I am excited to announce here his forthcoming book on the history of the Michigan Papyrus Collection, due out this fall:
Discarded, Discovered, Collected: The University of Michigan Papyrus Collection (Ann Arbor: University of Michigan Press, 2017).
I think the cover photo is perfect: these are some of the various boxes and containers (e.g., a Kodak film box!) in which the papyri were transported from across the Atlantic in the early twentieth century. Here is the description from the publisher's website:
Discarded, Discovered, Collected: The University of Michigan Papyrus Collection provides an accessible introduction to the University’s collection of papyri and related ancient materials, the widest and deepest resource of its kind in the Western hemisphere. The collection was founded in the early part of the 20th century by University of Michigan Professor of Classics Francis W. Kelsey.
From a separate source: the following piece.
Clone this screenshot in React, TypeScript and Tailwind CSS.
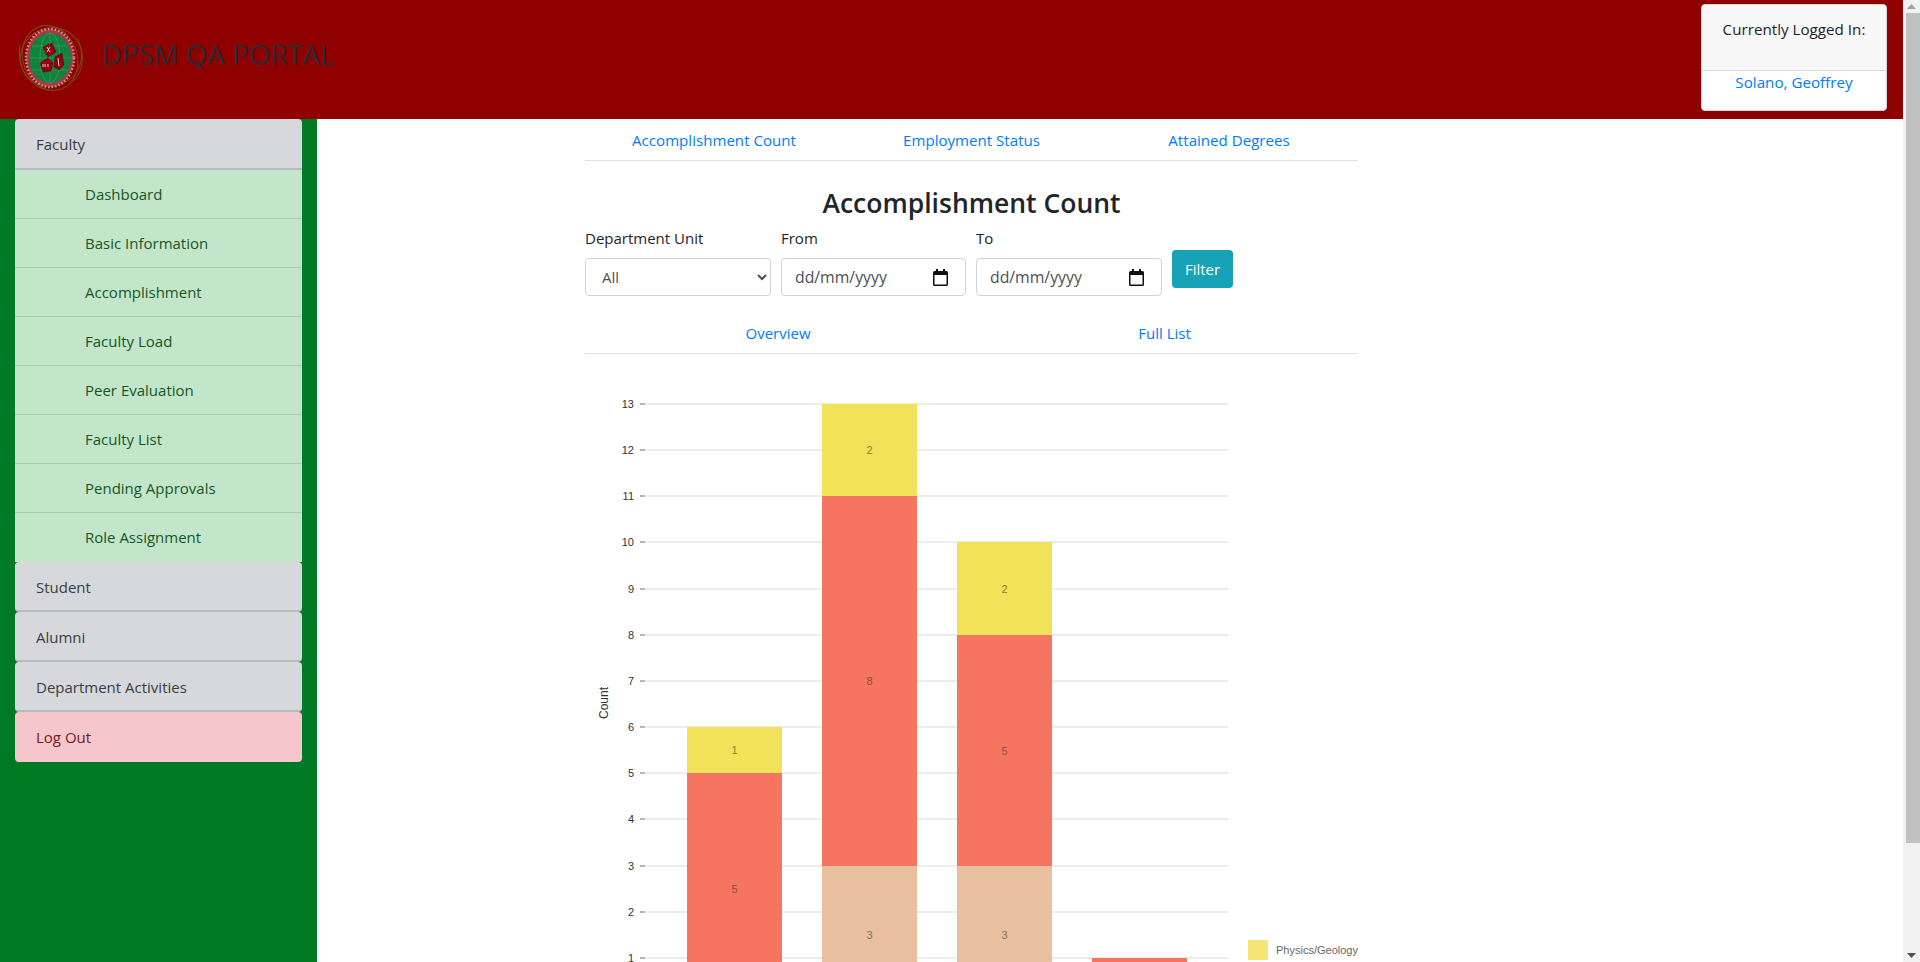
import React from "react";

const font = { fontFamily: '"Open Sans", "Noto Sans", sans-serif' };

const children = ["Dashboard", "Basic Information", "Accomplishment", "Faculty Load", "Peer Evaluation", "Faculty List", "Pending Approvals", "Role Assignment"];

function Logo() {
  return (
    <svg width="72" height="72" viewBox="0 0 72 72" className="shrink-0">
      <g fill="none" stroke="#7c4a1a" strokeWidth="1">
        <ellipse cx="35" cy="37" rx="33" ry="27" transform="rotate(70 35 37)" />
        <ellipse cx="36" cy="36" rx="31" ry="29" transform="rotate(-25 36 36)" />
        <path d="M5 24C1 45 14 67 34 69M62 18c9 14 7 36-8 45" />
      </g>
      <ellipse cx="35" cy="37" rx="24" ry="29" fill="#a53a45" />
      <ellipse cx="35" cy="37" rx="24" ry="29" fill="none" stroke="#d58d95" strokeWidth="2.500" strokeDasharray="1.5 2" />
      <ellipse cx="35" cy="37" rx="21" ry="25" fill="#12833f" />
      <g fill="none" stroke="#53a270" strokeWidth="0.5">
        <ellipse cx="35" cy="37" rx="10" ry="25" />
        <path d="M14 37h42M17 25h36M17 49h36M35 12v50" />
      </g>
      <path d="M28 26l9-4 4 9-8 5z" fill="#8f0010" stroke="#5d0008" strokeWidth="0.5" />
      <path d="M25 42l8-5 5 5-2 8-8 1z" fill="#8f0010" stroke="#5d0008" strokeWidth="0.5" />
      <path d="M40 36l7-4 2 12-5 5-5-3z" fill="#8f0010" stroke="#5d0008" strokeWidth="0.5" />
      <path d="M32 26l3 5M35 26l-3 5M28 43v3M30 43v3M33 43v3M43 37l1 8" fill="none" stroke="#f3e6e6" strokeWidth="0.9" />
    </svg>
  );
}

const yTicks = [13, 12, 11, 10, 9, 8, 7, 6, 5, 4, 3, 2, 1];
const yOf = (v: number) => Math.round(958 + (1 - v) * 46.17) - 355;

const bars = [
  { x: 102, segs: [[6, 5, "#f2e25a", 1, "#857f3b"], [5, 0, "#f67561", 5, "#8d4f45"]] },
  { x: 237, segs: [[13, 11, "#f2e25a", 2, "#857f3b"], [11, 3, "#f67561", 8, "#8d4f45"], [3, 0, "#e8c0a0", 3, "#84705f"]] },
  { x: 372, segs: [[10, 8, "#f2e25a", 2, "#857f3b"], [8, 3, "#f67561", 5, "#8d4f45"], [3, 0, "#e8c0a0", 3, "#84705f"]] },
  { x: 507, segs: [[1, 0, "#f67561", "", "#8d4f45"]] },
] as const;

function Chart() {
  return (
    <svg width="773" height="607" viewBox="0 0 773 607" className="block mt-[1px]" style={{ fontFamily: '"Liberation Sans", Arial, sans-serif' }}>
      {yTicks.map((t) => (
        <g key={t}>
          <rect x="55" y={yOf(t) - 1} width="588" height="2" fill="#ececec" />
          <rect x="55" y={yOf(t) - 1} width="5" height="2" fill="#b5b5b5" />
          <text x="49" y={yOf(t) + 4} textAnchor="end" fontSize="11" fill="#333">{t}</text>
        </g>
      ))}
      <text transform={`translate(23 ${703 - 355}) rotate(-90)`} textAnchor="middle" fontSize="12" fill="#333">Count</text>
      {bars.map((b) =>
        b.segs.map(([a, c, fill, label, ink]) => (
          <g key={`${b.x}-${a}`}>
            <rect x={b.x} y={yOf(a)} width="95" height={yOf(c) - yOf(a)} fill={fill} />
            <text x={b.x + 47.5} y={(yOf(a) + yOf(c)) / 2 + 4} textAnchor="middle" fontSize="11" fill={ink}>{label}</text>
          </g>
        ))
      )}
      <rect x="663" y="585" width="20" height="20" fill="#f4e575" />
      <text x="691" y="599" fontSize="11" fill="#666">Physics/Geology</text>
    </svg>
  );
}

function Field({ label, wide, children: c }: { label: string; wide?: boolean; children: React.ReactNode }) {
  return (
    <div className={`${wide ? "w-[186px]" : "w-[185px]"} flex flex-col`}>
      <div className="h-[24px] leading-[22px] text-[15px] text-[#212529] mb-[7px]">{label}</div>
      {c}
    </div>
  );
}

function DateBox() {
  return (
    <div className="h-[38px] border border-[#ced4da] rounded-[4px] bg-white flex items-center justify-between pl-[13px] pr-[17px] text-[15.8px] text-[#495057]">
      <span className="pt-[2px]">dd/mm/yyyy</span>
      <svg width="15" height="17" viewBox="0 0 15 17">
        <path d="M3 0h2v2h5V0h2v2h1.500A1.500 1.500 0 0 1 15 3.500v12a1.500 1.500 0 0 1-1.500 1.500h-12A1.500 1.500 0 0 1 0 15.500v-12A1.500 1.500 0 0 1 1.500 2H3zM1.500 6v9.500h12V6z" fill="#111" />
      </svg>
    </div>
  );
}

export default function App() {
  return (
    <div className="flex h-[962px] w-full overflow-hidden bg-white text-[15px]" style={font}>
      <div className="w-[1903px] shrink-0 flex flex-col">
        <header className="h-[119px] shrink-0 bg-[#8f0000] flex items-start pl-[15px] relative">
          <div className="mt-[21px] flex items-center">
            <Logo />
            <h1 className="ml-[15px] text-[27.7px] leading-[32px] text-[#2a2a30] mb-[6px]">DPSM QA PORTAL</h1>
          </div>
          <div className="absolute left-[1701px] top-[4px] w-[186px] h-[107px] bg-white rounded-[4px] border border-[#d5d5d5] overflow-hidden flex flex-col">
            <div className="h-[66px] bg-[#f7f7f7] border-b border-[#d8d8d8] text-center pt-[13px] text-[#212529] text-[15.2px]">Currently Logged In:</div>
            <div className="text-center text-[#007bff] text-[15.2px]">Solano, Geoffrey</div>
          </div>
        </header>
        <div className="flex flex-1 min-h-0">
          <aside className="w-[317px] shrink-0 bg-[#007a25] px-[15px]">
            <div className="h-[51px] bg-[#d6d8db] text-[#383d41] rounded-t-[4px] border-b-2 border-[#b9bbbe] pl-[21px] pt-[2px] flex items-center">Faculty</div>
            <div className="flex flex-col">
              {children.map((c, i) => (
                <div key={c} className={`h-[49px] bg-[#c3e6cb] text-[#155724] pl-[70px] flex items-center ${i < 7 ? "border-b border-[#a9cdb2]" : ""}`}>{c}</div>
              ))}
            </div>
            {["Student", "Alumni", "Department Activities"].map((s) => (
              <div key={s} className="h-[50px] bg-[#d6d8db] text-[#383d41] rounded-[4px] border-b-2 border-[#b9bbbe] pl-[21px] pt-[2px] flex items-center">{s}</div>
            ))}
            <div className="h-[50px] bg-[#f5c6cb] text-[#721c24] rounded-[4px] pl-[21px] flex items-center">Log Out</div>
          </aside>
          <main className="flex-1 min-w-0 pl-[268px]">
            <div className="w-[773px]">
              <nav className="h-[42px] border-b border-[#dee2e6] flex items-center text-[#007bff] text-center pt-[1px] text-[15.1px]">
                <span className="w-[258px]">Accomplishment Count</span>
                <span className="w-[257px]">Employment Status</span>
                <span className="w-[258px]">Attained Degrees</span>
              </nav>
              <h2 className="mt-[24px] h-[36px] leading-[36px] text-center text-[26.5px] font-semibold text-[#212529]">Accomplishment Count</h2>
              <div className="mt-[6px] flex gap-[10px] items-start">
                <Field label="Department Unit" wide>
                  <select className="h-[38px] w-full border border-[#ced4da] rounded-[4px] bg-white pl-[12px] pr-[4px] text-[15px] text-[#495057]">
                    <option>All</option>
                  </select>
                </Field>
                <Field label="From"><DateBox /></Field>
                <Field label="To" wide><DateBox /></Field>
                <button className="mt-[23px] w-[61px] h-[38px] bg-[#17a2b8] text-white rounded-[4px]">Filter</button>
              </div>
              <nav className="mt-[17px] h-[41px] border-b border-[#dee2e6] flex items-center text-[#007bff] text-center pt-[1px]">
                <span className="w-[386px]">Overview</span>
                <span className="w-[387px]">Full List</span>
              </nav>
              <Chart />
            </div>
          </main>
        </div>
      </div>
      <div className="w-[17px] shrink-0 bg-[#f1f1f1] flex flex-col items-end">
        <div className="h-[13px] w-full flex items-center justify-center">
          <svg width="9" height="5" viewBox="0 0 9 5"><path d="M4.500 0L9 5H0z" fill="#a3a3a3" /></svg>
        </div>
        <div className="w-[14px] h-[830px] bg-[#c1c1c1]" />
        <div className="flex-1 w-full flex items-end justify-center pb-[4px]">
          <svg width="9" height="5" viewBox="0 0 9 5"><path d="M0 0h9L4.500 5z" fill="#505050" /></svg>
        </div>
      </div>
    </div>
  );
}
His original intention was to create a set of artifacts that would be useful in teaching students more directly about the ancient world, at a time when trips to ancient sites were much harder to arrange.
Jointly administered by the University of Michigan’s Department of Classical Studies and its Library, the collection has garnered significant interest beyond scholarly circles and now sees several hundred visitors each year. Of particular note among the collection’s holdings are sixty pages of the earliest known copy of the Epistles of St. Paul, which are often featured on tours of the collection by groups from religious institutions.
Arthur Verhoogt, one of the current stewards of the University of Michigan Papyrology Collection, provides clear, insightful information in an appealing style that will attract general readers and scholars alike. Extensively illustrated with some of the collection’s more spectacular pieces, this volume describes what the collection is, what kinds of ancient texts it contains, and how it has developed from Francis Kelsey’s day to the present. Additionally, Verhoogt describes in detail how people who study papyri carry out their work, and how papyri contribute to our understanding of various aspects of the ancient Greco-Roman world. Translations of the ancient texts are presented so that the reader can experience some of the excitement that comes with reading original documents from many centuries ago.
Publication made possible in part through the support of Virginia and William Dawson.
Arthur Verhoogt is Professor of Papyrology and Greek and Arthur F. Thurnau Professor at the University of Michigan.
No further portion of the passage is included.